In seiner späten Hinwendung zur Königsdisziplin der Malerei im Stile des französischen Informel, des synthetischen Kubismus und der Color-Field-Malerei à la Morris Louis vollzog Graham seit 2003 schließlich eine weitere Volte im konzeptuellen Rollenspiel, die ihn als professionellen Amateur ausweist.
Diese Gratwanderung zwischen konzeptuellem Ernst und humorvollem Spiel, verehrungsvoller Hommage und inszenierter Selbstdarstellung, Appropriation und Performance verrät den modernen Melancholiker.
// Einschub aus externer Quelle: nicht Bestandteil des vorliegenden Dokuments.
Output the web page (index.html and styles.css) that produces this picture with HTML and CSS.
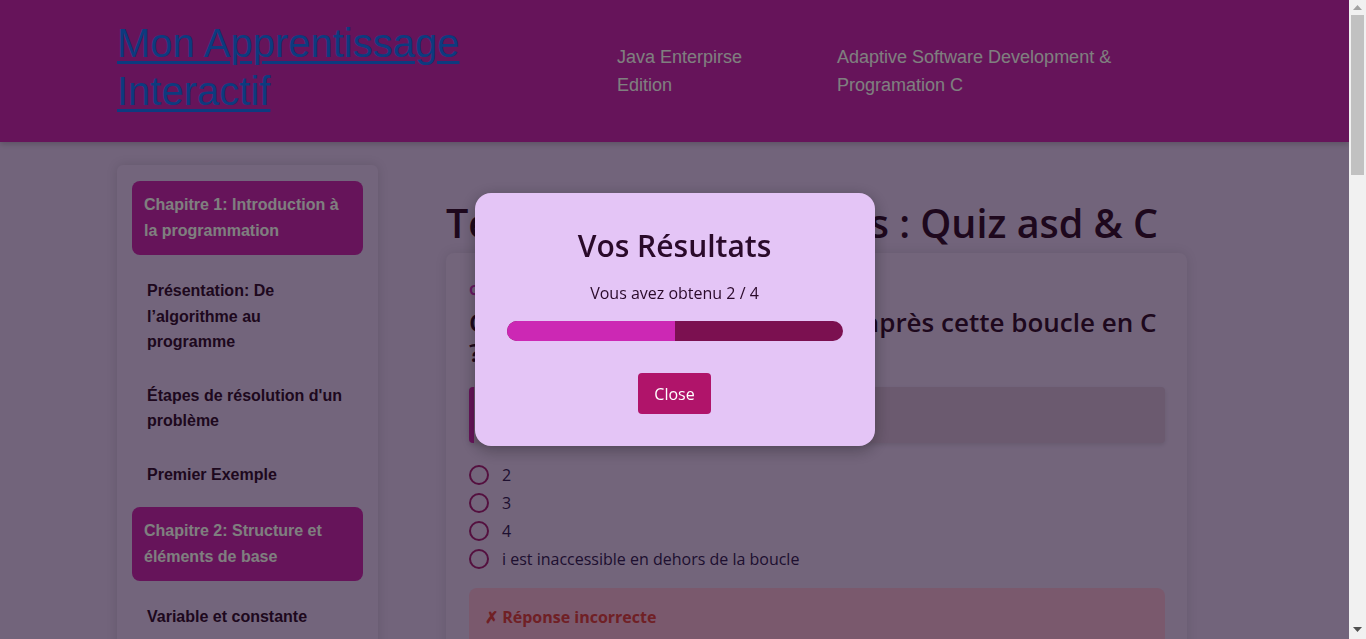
FILE: index.html
```html
<!DOCTYPE html>
<html lang="fr">
<head>
<meta charset="utf-8">
<title>Mon Apprentissage Interactif</title>
<link rel="stylesheet" href="styles.css">
</head>
<body>
<div class="page">
  <header class="site-header">
    <h1 class="brand"><a href="#">Mon Apprentissage Interactif</a></h1>
    <nav class="top-nav">
      <a class="nav-item nav-java" href="#">Java Enterpirse Edition</a>
      <a class="nav-item nav-asd" href="#">Adaptive Software Development &amp; Programation C</a>
    </nav>
  </header>

  <div class="layout">
    <aside class="sidebar">
      <div class="chapter">Chapitre 1: Introduction à la programmation</div>
      <ul class="lessons">
        <li>Présentation: De l’algorithme au programme</li>
        <li>Étapes de résolution d'un problème</li>
        <li>Premier Exemple</li>
      </ul>
      <div class="chapter">Chapitre 2: Structure et éléments de base</div>
      <ul class="lessons">
        <li>Variable et constante</li>
        <li>Types de données</li>
        <li>Opérateurs et expressions</li>
        <li>Entrées / Sorties</li>
      </ul>
      <div class="chapter">Chapitre 3: Structures conditionnelles</div>
      <ul class="lessons">
        <li>L'instruction si … sinon</li>
        <li>Conditions imbriquées</li>
        <li>L'instruction selon (switch)</li>
      </ul>
      <div class="chapter">Chapitre 4: Structures itératives</div>
      <ul class="lessons">
        <li>La boucle pour (for)</li>
        <li>La boucle tant que (while)</li>
        <li>La boucle répéter … jusqu'à</li>
      </ul>
      <div class="chapter">Chapitre 5: Tableaux et chaînes</div>
      <ul class="lessons">
        <li>Tableaux à une dimension</li>
        <li>Tableaux à deux dimensions</li>
        <li>Chaînes de caractères</li>
      </ul>
      <div class="chapter">Chapitre 6: Fonctions et procédures</div>
      <ul class="lessons">
        <li>Définition et appel</li>
        <li>Passage de paramètres</li>
        <li>Récursivité</li>
      </ul>
      <div class="chapter">Chapitre 7: Pointeurs et mémoire</div>
      <ul class="lessons">
        <li>Notion de pointeur</li>
        <li>Allocation dynamique</li>
        <li>Listes chaînées</li>
      </ul>
      <div class="chapter">Quiz</div>
      <ul class="lessons">
        <li>Quiz asd &amp; C</li>
      </ul>
    </aside>

    <main class="main">
      <h2 class="page-title">Tests de connaissances : Quiz asd &amp; C</h2>
      <section class="quiz-card">
        <div class="q-label">Question 3 / 4</div>
        <h3 class="q-text">Quelle est la valeur de l'entier i après cette boucle en C ?</h3>
        <pre class="code">for (int i = 0; i &lt; 3; i++) { }</pre>
        <ul class="options">
          <li><label><input type="radio" name="q"> <span>2</span></label></li>
          <li><label><input type="radio" name="q"> <span>3</span></label></li>
          <li><label><input type="radio" name="q"> <span>4</span></label></li>
          <li><label><input type="radio" name="q"> <span>i est inaccessible en dehors de la boucle</span></label></li>
        </ul>
        <div class="feedback">
          <p class="feedback-title">✗ Réponse incorrecte</p>
          <p class="feedback-text">La variable i est déclarée dans la boucle for : elle n'existe plus après la boucle.</p>
        </div>
      </section>
    </main>
  </div>
</div>

<div class="scrollbar" aria-hidden="true">
  <div class="sb-btn">
    <svg width="9" height="5" viewBox="0 0 9 5"><polygon points="0,5 9,5 4.5,0" fill="#a3a3a3"/></svg>
  </div>
  <div class="sb-thumb"></div>
  <div class="sb-track"></div>
  <div class="sb-btn sb-down">
    <svg width="9" height="5" viewBox="0 0 9 5"><polygon points="0,0 9,0 4.5,5" fill="#505050"/></svg>
  </div>
</div>

<div class="overlay">
  <div class="modal">
    <h2 class="modal-title">Vos Résultats</h2>
    <p class="modal-score">Vous avez obtenu 2 / 4</p>
    <div class="progress"><div class="progress-fill" style="width:50%"></div></div>
    <button class="close-btn" type="button">Close</button>
  </div>
</div>
</body>
</html>
```

FILE: styles.css
```css
html, body {
  margin: 0;
  padding: 0;
  height: 100%;
  overflow: hidden;
}

body {
  display: flex;
  background: #e4c8f6;
  font-family: "Open Sans", "Noto Sans", sans-serif;
  color: #3c143c;
}

.page {
  flex: 1;
  min-width: 0;
  height: 100%;
  overflow-y: auto;
  scrollbar-width: none;
}

.page::-webkit-scrollbar {
  display: none;
}

/* drawn window scrollbar */
.scrollbar {
  flex: none;
  width: 17px;
  height: 100%;
  background: #f1f1f1;
  display: flex;
  flex-direction: column;
}

.sb-btn {
  height: 15px;
  flex: none;
  display: flex;
  align-items: center;
  justify-content: center;
}

.sb-down {
  height: 17px;
  padding-bottom: 1px;
}

.sb-thumb {
  height: 160px;
  margin: 0 2px;
  background: #c1c1c1;
  flex: none;
}

.sb-track {
  flex: 1;
}

.site-header {
  height: 142px;
  background: #cc28b4;
  display: flex;
  align-items: center;
  padding-left: 117px;
  box-shadow: 0 2px 6px rgba(0, 0, 0, 0.2);
  box-sizing: border-box;
}

.brand {
  margin: 0 0 9px;
  width: 500px;
  font-family: "Liberation Sans", Arial, sans-serif;
  font-weight: normal;
  font-size: 40px;
  line-height: 48px;
}

.brand a {
  color: #1a76ff;
  text-decoration: underline;
  text-decoration-thickness: 3px;
  text-underline-offset: 4px;
}

.top-nav {
  display: flex;
  gap: 60px;
}

.nav-item {
  font-family: "Liberation Sans", Arial, sans-serif;
  font-size: 18px;
  line-height: 28px;
  color: #ffffff;
  text-decoration: none;
}

.nav-java { width: 160px; }
.nav-asd { width: 280px; }

.layout {
  display: flex;
  align-items: flex-start;
  gap: 68px;
  margin-left: 117px;
  width: 1070px;
  padding: 23px 0 40px;
}

.sidebar {
  width: 261px;
  flex: none;
  box-sizing: border-box;
  padding: 11px 15px 20px;
  background: #e6caf8;
  border-radius: 6px;
  box-shadow: 0 0 12px rgba(0, 0, 0, 0.12);
  font-family: "Liberation Sans", Arial, sans-serif;
  font-weight: bold;
  font-size: 16px;
  line-height: 25.6px;
}

.chapter {
  background: #cc28b4;
  color: #ffffff;
  border-radius: 8px;
  padding: 11px 12px;
  line-height: 26px;
  margin: 5px 0 9px;
}

.lessons {
  list-style: none;
  margin: 0;
  padding: 0;
}

.lessons li {
  padding: 14px 15px;
  color: #3c103c;
}

.main {
  flex: 1;
  min-width: 0;
}

.page-title {
  margin: 34px 0 6px;
  font-size: 39.5px;
  line-height: 48px;
  font-weight: 600;
  color: #3c103a;
  white-space: nowrap;
}

.quiz-card {
  background: #e6caf7;
  border-radius: 8px;
  padding: 27px 22px 20px 23px;
  box-shadow: 0 0 12px rgba(0, 0, 0, 0.1);
}

.q-label {
  font-size: 14px;
  line-height: 20px;
  font-weight: 700;
  color: #d030c8;
}

.q-text {
  margin: 7px 0 20px;
  font-size: 26px;
  line-height: 30px;
  font-weight: 600;
  color: #3c103a;
}

.code {
  margin: 0 0 18px;
  height: 56px;
  box-sizing: border-box;
  padding: 17px 18px;
  background: #d6b4de;
  border-left: 5px solid #cc28b4;
  border-radius: 4px;
  font-family: "Liberation Mono", monospace;
  font-size: 14px;
  line-height: 22px;
  color: #3c103a;
  box-shadow: 0 2px 4px rgba(0, 0, 0, 0.1);
}

.options {
  list-style: none;
  margin: 0 0 15px;
  padding: 0;
}

.options li {
  height: 28px;
  display: flex;
  align-items: center;
}

.options label {
  display: flex;
  align-items: center;
  font-size: 16px;
  color: #3c2060;
}

.options input {
  appearance: none;
  -webkit-appearance: none;
  width: 20px;
  height: 20px;
  margin: 0 13px 0 0;
  border: 2px solid #a8207e;
  border-radius: 50%;
  box-sizing: border-box;
  background: transparent;
}

.feedback {
  background: #f4b2da;
  border-radius: 8px;
  padding: 16px 16px;
}

.feedback-title {
  margin: 0 0 8px;
  font-weight: 700;
  font-size: 16px;
  line-height: 26px;
  color: #e0404a;
}

.feedback-text {
  margin: 0;
  font-size: 16px;
  line-height: 24px;
  color: #3c103a;
}

.overlay {
  position: fixed;
  top: 0;
  left: 0;
  bottom: 0;
  right: 17px;
  background: rgba(0, 0, 0, 0.5);
  display: flex;
  align-items: center;
  justify-content: center;
}

.modal {
  width: 400px;
  box-sizing: border-box;
  padding: 32px;
  background: #e4c5f6;
  border-radius: 16px;
  box-shadow: 0 4px 16px rgba(0, 0, 0, 0.3);
  text-align: center;
  color: #2a0a2a;
}

.modal-title {
  margin: 0 0 14px;
  font-size: 30px;
  line-height: 42px;
  font-weight: 600;
}

.modal-score {
  margin: 0 0 16px;
  font-size: 16px;
  line-height: 24px;
}

.progress {
  height: 20px;
  border-radius: 10px;
  background: #7b1050;
  overflow: hidden;
  margin-bottom: 32px;
}

.progress-fill {
  height: 100%;
  background: #cc28b4;
}

.close-btn {
  background: #b0146a;
  color: #ffffff;
  border: none;
  border-radius: 4px;
  padding: 0 16px;
  height: 41px;
  font-family: inherit;
  font-size: 16px;
}
```
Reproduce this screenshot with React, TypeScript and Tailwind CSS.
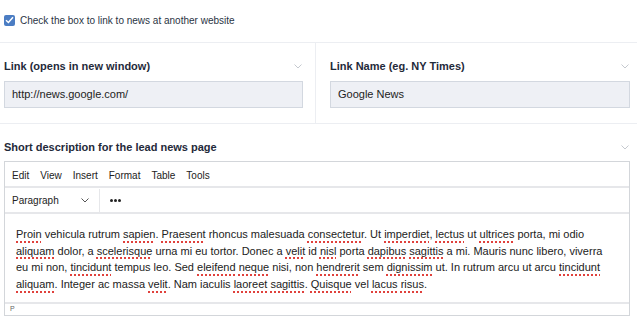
import React from 'react';

const Chevron: React.FC<{ className?: string }> = ({ className }) => (
  <svg width="8" height="5" viewBox="0 0 8 5" className={className} fill="none">
    <path d="M0.5 0.5 L4 4 L7.5 0.5" stroke="currentColor" strokeWidth="1" />
  </svg>
);

// words flagged by the spell checker get a red dotted underline
const Sp: React.FC<{ children: React.ReactNode }> = ({ children }) => (
  <span className="underline decoration-dotted decoration-[#e0413c] decoration-[1.5px] underline-offset-[3px]">
    {children}
  </span>
);

const App: React.FC = () => {
  return (
    <div className="w-[637px] h-[324px] bg-white text-[#1f2a3a] font-['Liberation_Sans',Arial,sans-serif] overflow-hidden">
      {/* checkbox row */}
      <div className="h-[42px] flex items-center pl-[4px] pb-[2px]">
        <span className="w-[11px] h-[11px] rounded-[2px] bg-[#4b7dc3] flex items-center justify-center">
          <svg width="9" height="8" viewBox="0 0 9 8" fill="none">
            <path d="M1 4.2 L3.4 6.5 L8 1.2" stroke="white" strokeWidth="1.5" />
          </svg>
        </span>
        <span className="ml-[5px] text-[10px] text-[#2a3444]">Check the box to link to news at another website</span>
      </div>

      {/* link fields */}
      <div className="grid grid-cols-[316px_1fr] border-t border-b border-[#eceef2] h-[82px]">
        <div className="border-r border-[#eceef2] pl-[4px] pr-[12px] pt-[15px]">
          <div className="flex items-center justify-between h-4">
            <span className="text-[11px] font-bold">Link (opens in new window)</span>
            <Chevron className="text-[#c5c9cf] mr-[1px]" />
          </div>
          <div className="mt-[7px] h-[27px] bg-[#eef0f5] border border-[#d3d8e0] flex items-center px-[7px] text-[11px] text-[#222]">
            http://news.google.com/
          </div>
        </div>
        <div className="pl-[14px] pr-[7px] pt-[15px]">
          <div className="flex items-center justify-between h-4">
            <span className="text-[11px] font-bold">Link Name (eg. NY Times)</span>
            <Chevron className="text-[#c5c9cf] mr-[1px]" />
          </div>
          <div className="mt-[7px] h-[27px] bg-[#eef0f5] border border-[#d3d8e0] flex items-center px-[7px] text-[11px] text-[#222]">
            Google News
          </div>
        </div>
      </div>

      {/* description editor */}
      <div className="pl-[4px] pr-[7px] pt-[15px]">
        <div className="flex items-center justify-between h-4">
          <span className="text-[11px] font-bold">Short description for the lead news page</span>
          <Chevron className="text-[#c5c9cf] mr-[1px]" />
        </div>
        <div className="mt-[6px] border border-[#d3d6da] text-[#222]">
          <div className="h-[26px] flex items-center pl-[1.5px] pt-[2px] text-[10px] border-b-2 border-[#e6e7ea]">
            {['Edit', 'View', 'Insert', 'Format', 'Table', 'Tools'].map((m) => (
              <span key={m} className="px-[5.5px]">{m}</span>
            ))}
          </div>
          <div className="h-[26px] flex items-center pt-[1px] text-[10px] border-b-2 border-[#e6e7ea]">
            <div className="w-[95px] h-full flex items-center justify-between pl-[7px] pr-[10px] border-r border-[#e6e7ea]">
              <span>Paragraph</span>
              <Chevron className="text-[#555]" />
            </div>
            <span className="ml-[10px] flex gap-[1.5px]">
              <span className="w-[2.5px] h-[2.5px] rounded-full bg-[#222]" />
              <span className="w-[2.5px] h-[2.5px] rounded-full bg-[#222]" />
              <span className="w-[2.5px] h-[2.5px] rounded-full bg-[#222]" />
            </span>
          </div>
          <div className="h-[88px] pl-[11px] pt-[12px] text-[11px] leading-[16.7px] whitespace-nowrap">
            <div>
              <Sp>Proin</Sp> vehicula rutrum <Sp>sapien</Sp>. <Sp>Praesent</Sp> rhoncus malesuada <Sp>consectetur</Sp>. Ut <Sp>imperdiet</Sp>, <Sp>lectus</Sp> ut <Sp>ultrices</Sp> porta, mi odio
            </div>
            <div>
              <Sp>aliquam</Sp> dolor, a <Sp>scelerisque</Sp> urna mi eu tortor. Donec a <Sp>velit</Sp> id <Sp>nisl</Sp> porta <Sp>dapibus</Sp> <Sp>sagittis</Sp> a mi. Mauris nunc libero, viverra
            </div>
            <div>
              eu mi non, <Sp>tincidunt</Sp> tempus leo. Sed <Sp>eleifend</Sp> <Sp>neque</Sp> nisi, non <Sp>hendrerit</Sp> sem <Sp>dignissim</Sp> ut. In rutrum arcu ut arcu <Sp>tincidunt</Sp>
            </div>
            <div>
              <Sp>aliquam</Sp>. Integer ac massa <Sp>velit</Sp>. Nam iaculis <Sp>laoreet</Sp> <Sp>sagittis</Sp>. <Sp>Quisque</Sp> vel <Sp>lacus</Sp> <Sp>risus</Sp>.
            </div>
          </div>
          <div className="h-[13px] border-t-2 border-[#e6e7ea] pl-[5px] flex items-center text-[7px] text-[#666]">
            P
          </div>
        </div>
      </div>
    </div>
  );
};

export default App;
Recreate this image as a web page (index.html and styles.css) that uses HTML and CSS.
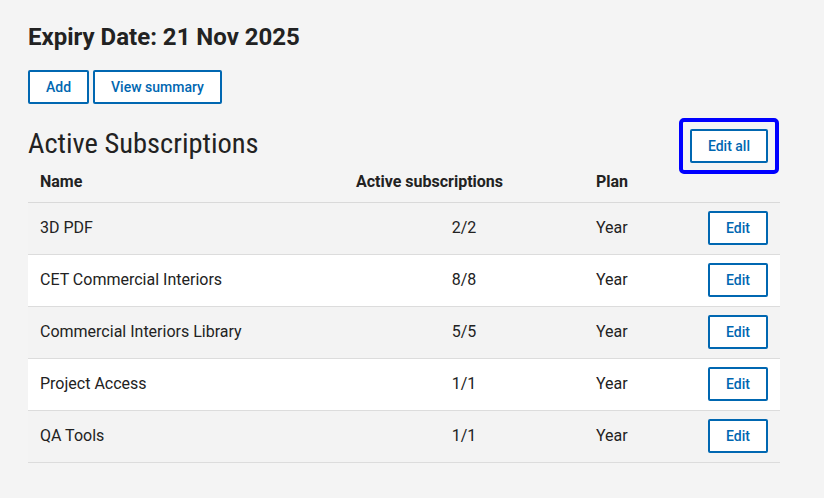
FILE: index.html
```html
<!DOCTYPE html>
<html lang="en">
<head>
<meta charset="utf-8">
<title>Subscriptions</title>
<link rel="stylesheet" href="styles.css">
</head>
<body>
<main class="page">
  <h1 class="title">Expiry Date: 21 Nov 2025</h1>
  <div class="actions">
    <button class="btn">Add</button>
    <button class="btn">View summary</button>
  </div>
  <div class="section-head">
    <h2 class="section-title">Active Subscriptions</h2>
    <button class="btn btn-focus">Edit all</button>
  </div>
  <table class="subs">
    <colgroup>
      <col class="c-name">
      <col class="c-active">
      <col class="c-plan">
      <col class="c-action">
    </colgroup>
    <thead>
      <tr>
        <th>Name</th>
        <th>Active subscriptions</th>
        <th>Plan</th>
        <th></th>
      </tr>
    </thead>
    <tbody>
      <tr><td>3D PDF</td><td class="num">2/2</td><td>Year</td><td class="act"><button class="btn">Edit</button></td></tr>
      <tr><td>CET Commercial Interiors</td><td class="num">8/8</td><td>Year</td><td class="act"><button class="btn">Edit</button></td></tr>
      <tr><td>Commercial Interiors Library</td><td class="num">5/5</td><td>Year</td><td class="act"><button class="btn">Edit</button></td></tr>
      <tr><td>Project Access</td><td class="num">1/1</td><td>Year</td><td class="act"><button class="btn">Edit</button></td></tr>
      <tr><td>QA Tools</td><td class="num">1/1</td><td>Year</td><td class="act"><button class="btn">Edit</button></td></tr>
    </tbody>
  </table>
</main>
</body>
</html>
```
FILE: styles.css
```css
html, body {
  margin: 0;
  padding: 0;
  background: #f4f4f4;
}
body {
  font-family: Roboto, "Liberation Sans", sans-serif;
  color: #222;
}
.page {
  width: 752px;
  padding: 23px 0 0 28px;
}
.title {
  margin: 0;
  font-size: 24px;
  line-height: 28px;
  font-weight: 700;
}
.actions {
  margin-top: 19px;
  display: flex;
  gap: 4px;
}
.btn {
  font-family: Roboto, "Liberation Sans", sans-serif;
  font-size: 14px;
  font-weight: 500;
  color: #0067b1;
  background: #fff;
  border: 2px solid #0067b1;
  border-radius: 2px;
  height: 34px;
  padding: 0 16px;
  line-height: 30px;
  cursor: pointer;
}
.section-head {
  margin-top: 25px;
  display: flex;
  justify-content: space-between;
  align-items: center;
  padding-right: 12px;
}
.section-title {
  margin: 0;
  font-family: "Liberation Sans Narrow", "Roboto Condensed", "DejaVu Sans Condensed", Roboto, sans-serif;
  font-size: 28.5px;
  font-weight: 400;
  line-height: 30px;
  color: #222;
  position: relative;
  top: -2px;
}
.btn-focus {
  position: relative;
}
.btn-focus::after {
  content: "";
  position: absolute;
  inset: -13px;
  border: 4px solid #0000ff;
  border-radius: 5px;
}
.subs {
  width: 752px;
  border-collapse: separate;
  border-spacing: 0;
  font-size: 16px;
  table-layout: fixed;
}
.c-name { width: 316px; }
.c-active { width: 240px; }
.c-plan { width: 112px; }
.c-action { width: 84px; }
.subs th {
  text-align: left;
  font-weight: 700;
  padding: 7px 12px 8px;
  line-height: 24px;
  border-bottom: 1px solid #d9d9d9;
}
.subs td {
  padding: 8px 12px 9px;
  line-height: 24px;
  height: 34px;
  border-bottom: 1px solid #dcdcdc;
}
.subs tbody tr:nth-child(odd) td { background: #f3f3f3; }
.subs tbody tr:nth-child(even) td { background: #fff; }
.subs td.num { text-align: center; }
.subs td.act { text-align: right; }
```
Es ist die Melancholie einer Moderne, die unter dem Widerspruch von Innovationsanspruch und Wiederholungszwang leidet. Diesen Widerspruch mit Liebe zum Detail, Sorgfalt und Stil immer wieder neu gestaltet und mit Selbstironie erträglicher gemacht zu haben, verdanken wir Rodney Graham, der jetzt im Alter von 73 gestorben ist.